Point-and-figure (P&F) charts, on the other hand, focus only on price and do not have a time element. Whereas traditional bar chart analysts try to determine if a one-minute or three-minute chart is better, for example, the P&F analyst ignores time but has to determine two other crucial factors: The size of the “box” and how many boxes to include in a “reversal.” The box is a price increment that can vary, depending on how closely you want to track the market.

 

This chart of S&P futures uses 25 points as a box size. The number of boxes for a reversal is typically 2 or 3 or, in this case, 50 points. As long as prices are going up, an X is added to the top of the X column every time the price is 25 points higher than the previous X. When the market turns down and reverses by 50 points or more from the top X, a column of Os is started to the right of the column of Xs and 1 box below the top X. For every 25-point decline, a new O is added to the bottom of the O column. If the market moves up by 50 points or more from the bottom O, a new column of Xs begins to the right of the column of Os and 1 box up from the bottom and so on.

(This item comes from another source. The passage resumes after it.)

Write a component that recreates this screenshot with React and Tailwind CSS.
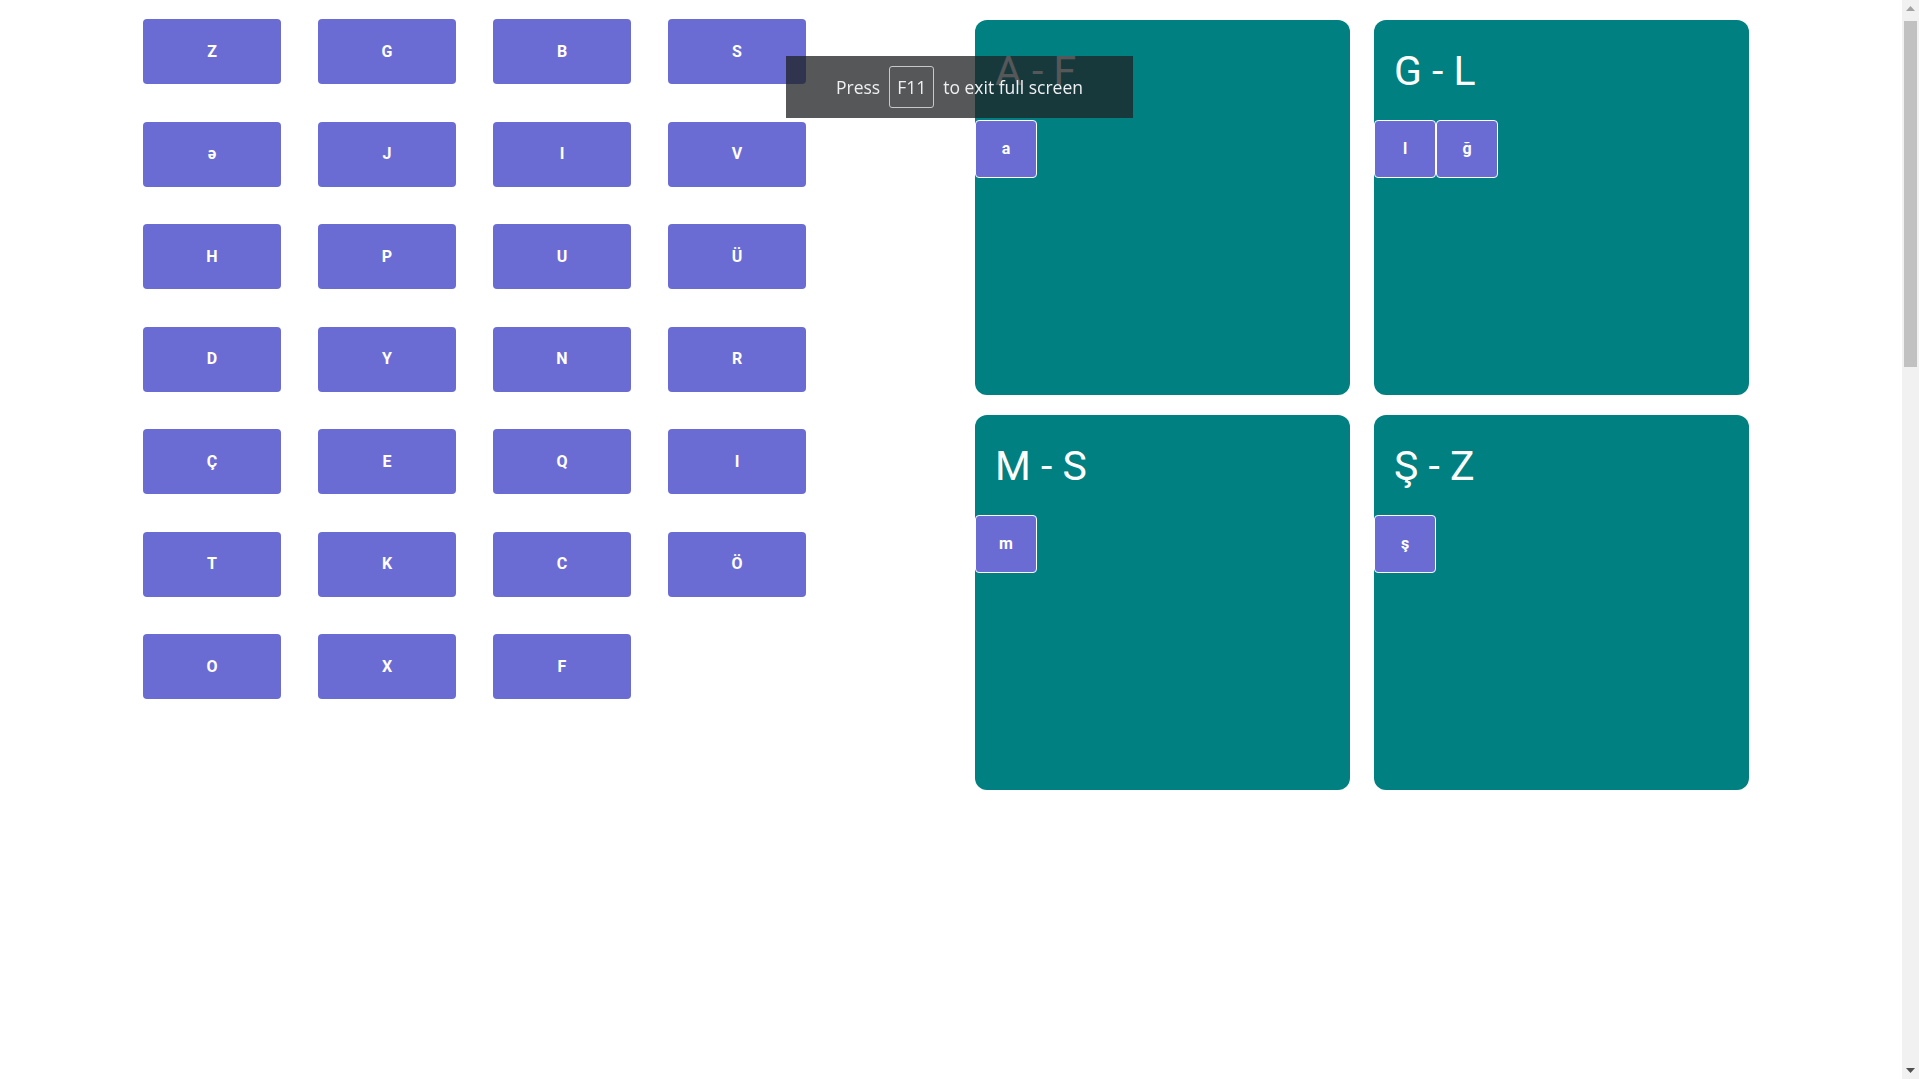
import React from 'react';

const letters = ["Z", "G", "B", "S", "ə", "J", "I", "V", "H", "P", "U", "Ü", "D", "Y", "N", "R", "Ç", "E", "Q", "I", "T", "K", "C", "Ö", "O", "X", "F"];

const groups = [
  { title: "A - F", items: ["a"] },
  { title: "G - L", items: ["l", "ğ"] },
  { title: "M - S", items: ["m"] },
  { title: "Ş - Z", items: ["ş"] },
];

function FullscreenHint() {
  return (
    <div className="fixed left-[786px] top-[56px] w-[347px] h-[62px] bg-[rgba(32,34,37,0.76)] flex items-center justify-center text-[#eef0f2] text-[17.5px] font-['Open_Sans',sans-serif]">
      <span>Press</span>
      <span className="mx-[9px] h-[42px] px-[7px] flex items-center border border-[#c8c8c8] rounded-[3px]">F11</span>
      <span>to exit full screen</span>
    </div>
  );
}

// classic page scrollbar, as seen on the right edge of the window
function Scrollbar() {
  return (
    <div className="fixed right-0 top-0 w-[17px] h-screen bg-[#f1f1f1] flex flex-col">
      <div className="h-[17px] flex items-center justify-center">
        <svg width="9" height="5" viewBox="0 0 9 5"><path d="M0 5 L4.5 0 L9 5 Z" fill="#a3a3a3" /></svg>
      </div>
      <div className="mt-[4px] mx-[2px] h-[346px] bg-[#c1c1c1]" />
      <div className="flex-1" />
      <div className="h-[17px] flex items-center justify-center">
        <svg width="9" height="5" viewBox="0 0 9 5"><path d="M0 0 L4.5 5 L9 0 Z" fill="#505050" /></svg>
      </div>
    </div>
  );
}

export default function App() {
  return (
    <div className="min-h-[3260px] bg-white flex font-['Roboto',sans-serif]">
      <div className="w-[975px] shrink-0 pl-[143px] pt-[19px]">
        <div className="grid grid-cols-[repeat(4,138px)] gap-x-[37px] gap-y-[37.5px]">
          {letters.map((l, i) => (
            <div
              key={i}
              className="h-[65px] rounded-[4px] bg-[#6b6cd3] text-white text-[16px] font-bold flex items-center justify-center"
            >
              {l}
            </div>
          ))}
        </div>
      </div>

      <div className="pt-[20px]">
        <div className="grid grid-cols-[375px_375px] gap-x-[24px] gap-y-[20px]">
          {groups.map((g) => (
            <div key={g.title} className="h-[375px] rounded-[12px] bg-[#008080]">
              <div className="h-[100px] pl-[20px] pt-[27px] text-[41px] leading-[48px] text-white">
                {g.title}
              </div>
              <div className="flex">
                {g.items.map((it) => (
                  <div
                    key={it}
                    className="w-[62px] h-[58px] rounded-[4px] border border-white bg-[#6b6cd3] text-white text-[16px] font-bold flex items-center justify-center"
                  >
                    {it}
                  </div>
                ))}
              </div>
            </div>
          ))}
        </div>
      </div>

      <FullscreenHint />
      <Scrollbar />
    </div>
  );
}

If you want a longer-term view, you might make each box 50 points with a reversal of 3 boxes or 150 points. If you want to day trade, you might make each box 4 ticks or 1 point with a 3-box reversal equaling 3 points. The longer-term chart might give you 1 column of Xs or Os in a month; the short-term view might give you 2 columns or 40 columns of Xs and Os in a day, depending on how actively the market is gyrating. In markets such as the E-mini stock indices, using ticks might produce several screens full of up and down lines representing X and O columns during a trading day. Fortunately, technical analysis software can do these calculations on the fly today; otherwise, it would be a challenge to keep up.

 

Just as with bar charts, there are a number of ways to trade using P&F charts. A typical method is to trade a breakout of a previous column or, preferably, multiple columns. For example, with the market going from 1500 down to 800 and then back up to 1500, the first sell would have been on a stop at 1400. You would have then added when the price dropped below the previous columns of Os at 1250, 1175 and 975, depending on the size of your account and how aggressive you wanted to be.

To exit the position, you would have bought the breakout of the downtrend channel at 925, or, if you prefer not to use trendline analysis, you would have bought at 1225 when the columns of Xs exceeded 4 previous columns of Xs. One advantage of this approach is that you can get precise prices to enter and exit trades.

 

As with any charting method, P&F requires some experience and judgment to implement positions and stops successfully. It won’t totally eliminate the time factor; there will be times of the day when markets are too thin to trade safely just as there are today, but P&F charts may be the answer for the trading “day” of tomorrow.